Find a metric space X and a subset K of X which is closed and bounded but not compact. 
Find a metric space $X$ and a subset $K$ of $X$ which is closed and bounded but not compact.

I can find a metric space $X$ like the below.

Let $X$ be an infinite set. For $p,q\in X$, define $d(p,q)=\begin{cases}1,&\text{if $p\ne q$}\\0,&\text{if $p=q$}\end{cases}$

Then, with the metric space above, I can find a subset $K$ of $X$, which is a ball which centre is $x$ and radius is $1$.
I know this is closed(since it has no limit points) and bounded.

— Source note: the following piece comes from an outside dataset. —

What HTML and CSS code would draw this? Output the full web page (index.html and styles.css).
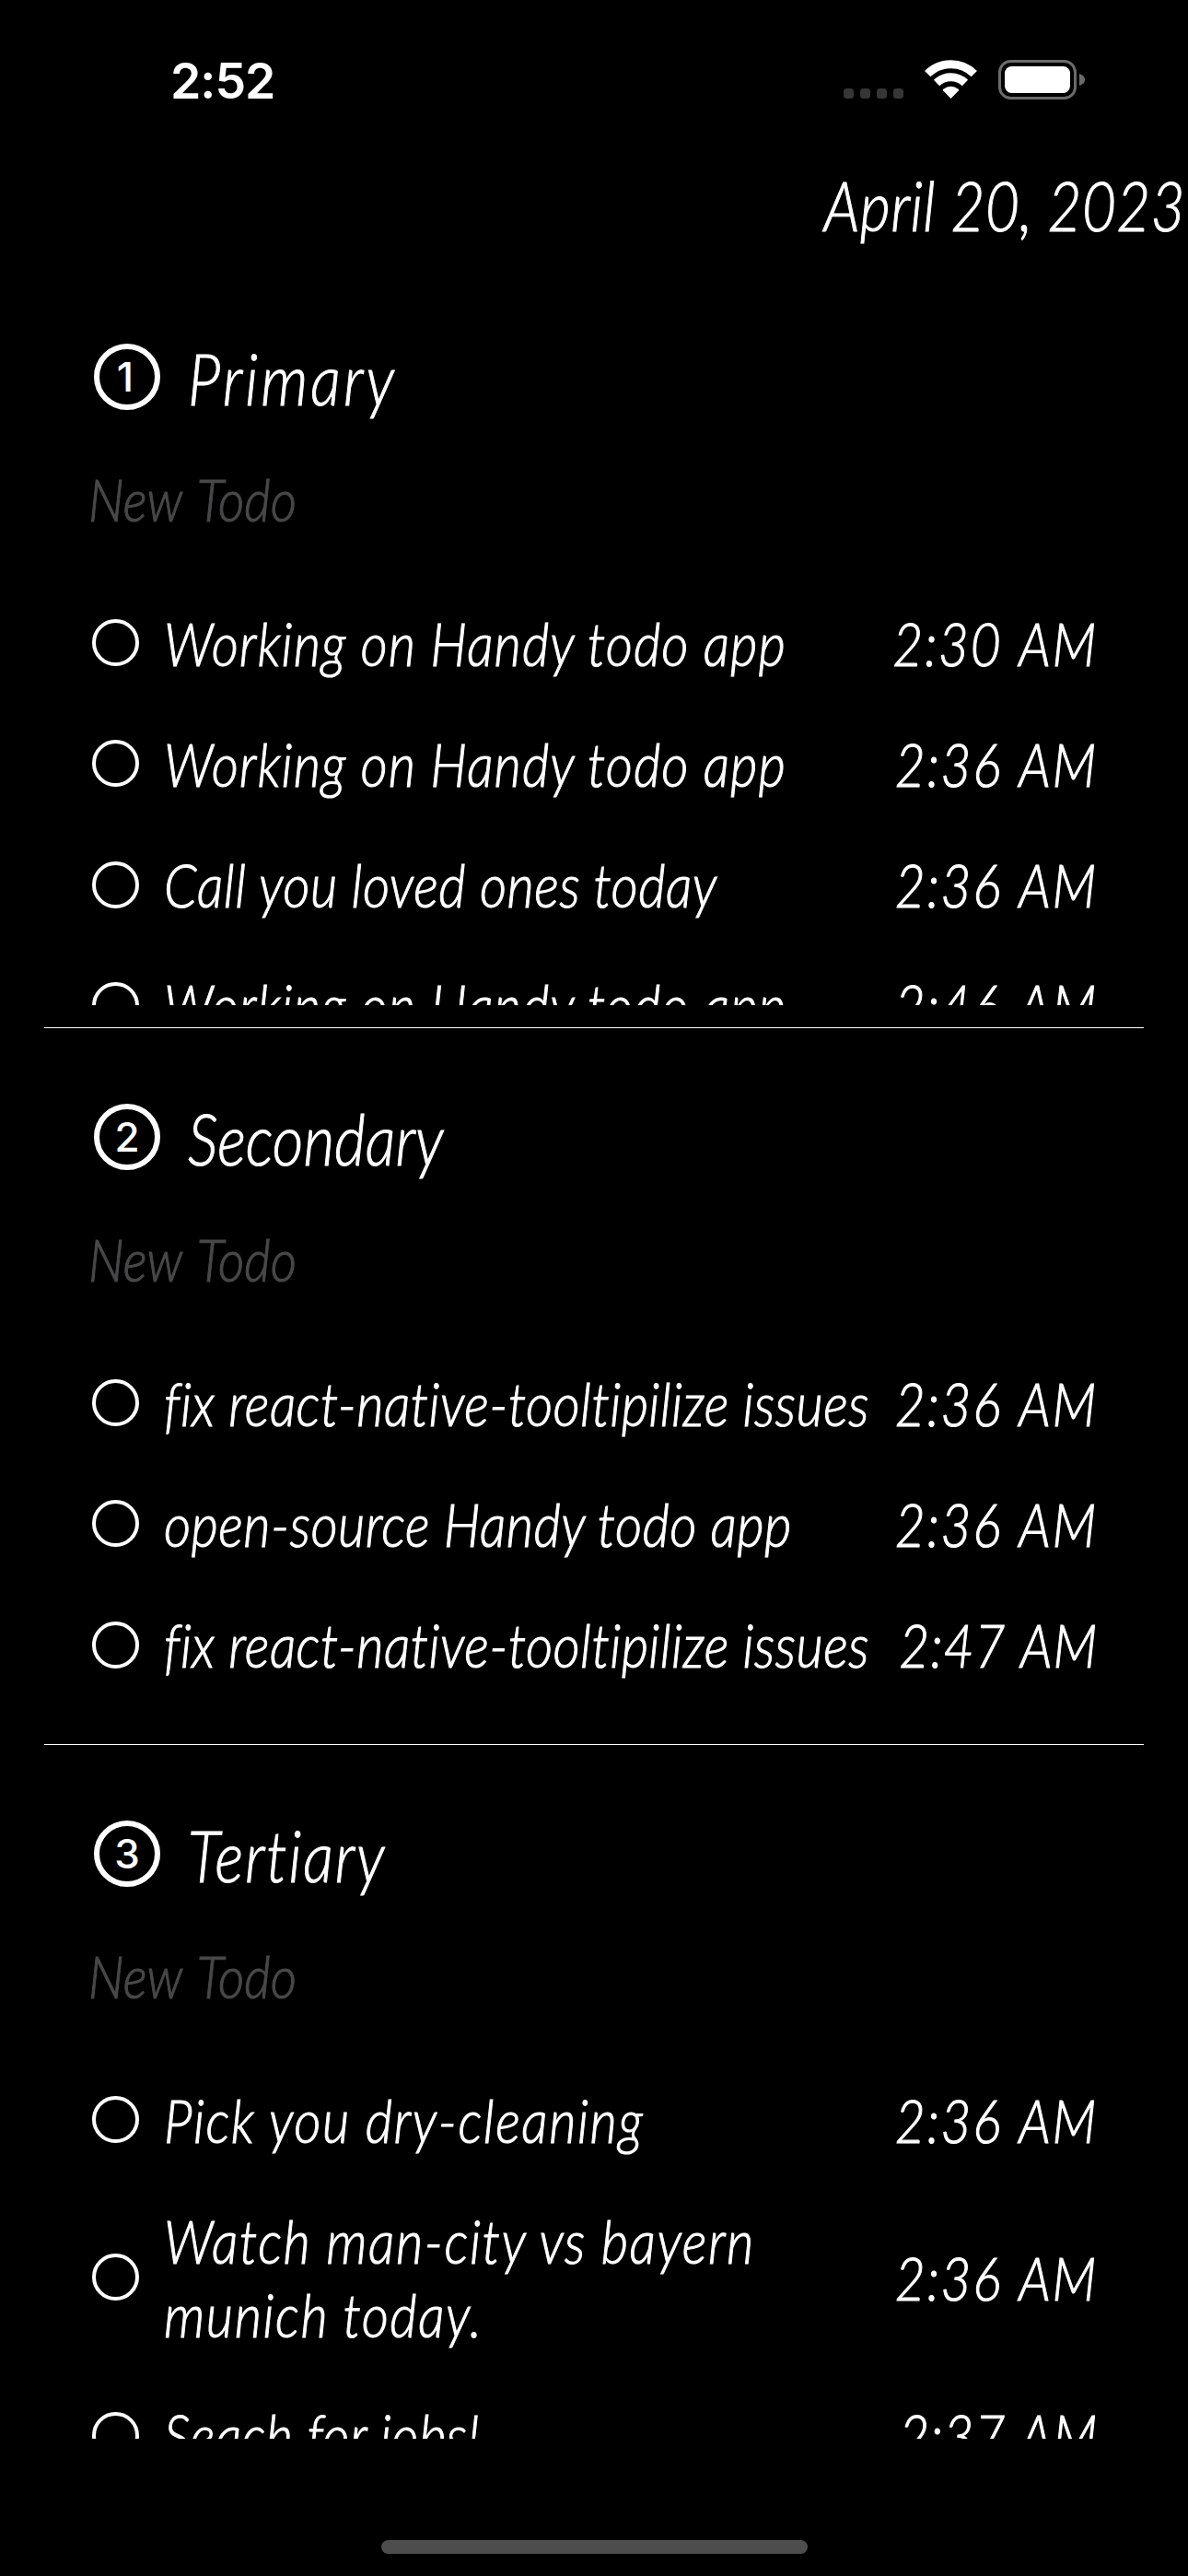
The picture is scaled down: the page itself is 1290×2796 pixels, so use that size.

(I'm confused again... I think $X$ is not an infinite set. Isn't the above triangle the metric space $X$?)
Some helps will be really appreciated!
Thank you! 
 A: HINT: Let $\langle X,d\rangle$ be the metric space that you described in the problem. For any $x\in X$, the open ball $B(x,1)=\{y\in X:d(x,y)<1\}=\{x\}$ is compact: it’s just the singleton set $\{x\}$. However, the closed ball $\overline{B}(x,1)=\{y\in X:d(x,y)\le 1\}$ is very different: $\overline{B}(x,1)=X$ for each each $x\in X$. (Why?) This shows that $X$ itself is a closed, bounded set in $X$
Consider $\{B(x,1):x\in X\}$. This is an open cover of $X$. Does it have a finite subcover? Is $X$ compact?
A: Hint: Just let $X = K$.  Argue why $X$ is not compact.
A: What you're being given is called a discrete space $(X,d)$; where $d(x,y)=[x=y]$ ($[P]=1$ if $P$ is true, $0$ otherwise) is called the discrete metric. Note the set $X$ is assumed to be infinite. For instance, it can be $\Bbb N$, $\Bbb R$.
One can see that every singleton is an open set, since $\{x\}=B(x,1/2)$, say. What can you say about the compact sets in $X$, then? Is $X$ compact? Hint Note $X$ can be covered by singletons. 
Spoilers 
$(1)$ $X$ is closed, being the ambient space. It is bounded: $X\subset B(x,r)$ for any $x\in X$ whenever $r\geq 1$.
$(2)$ Suppose $F\subseteq X$ is compact. Then $F$ is finite. Reason: cover $F$ by singletons. The existence of a finite cover implies $F$ is itself finite. 
$(3)$ Suppose $F\subseteq X$ is finite. Then $F$ is compact. Reason: Suppose $\mathscr C=\{C_\alpha\}_{\alpha\in A}$ covers $A$. Write $F=\{x_1,\ldots,x_m\}$. Since $F\subseteq \bigcup \mathscr C$ there must exist for each $i=1,2,\ldots,m$ an index $\alpha_{i}$ such that $x_i\in C_{\alpha_i}$, so $\mathscr C_0=\{C_{\alpha_i}:i=1,\ldots,m\}$ is a finite subcover.
Conclusion: $F\subseteq X$ is compact if and only if it is finite. Note that $(3)$ always holds in any (topolgical,metric) space, while $(2)$ certainly doesn't: $[a,b]$ is compact in $\Bbb R$ with the usual metric.
A: If $X$ is an infinite-dimensional Banach space (over $\mathbb{R}$ or $\mathbb{C}$, either way) then the (closed) unit ball $B_1(X)$ is closed and bounded but not compact in the norm topology.  See for instance http://planetmath.org/compactnessofclosedunitballinnormedspaces for a proof of this fact.
A: Take the reals, change the metric to $d(x,y)=\min(|x-y|,1)$. The topology is unchanged, so your favourite closed but not compact stays closed, not compact, but is now bounded.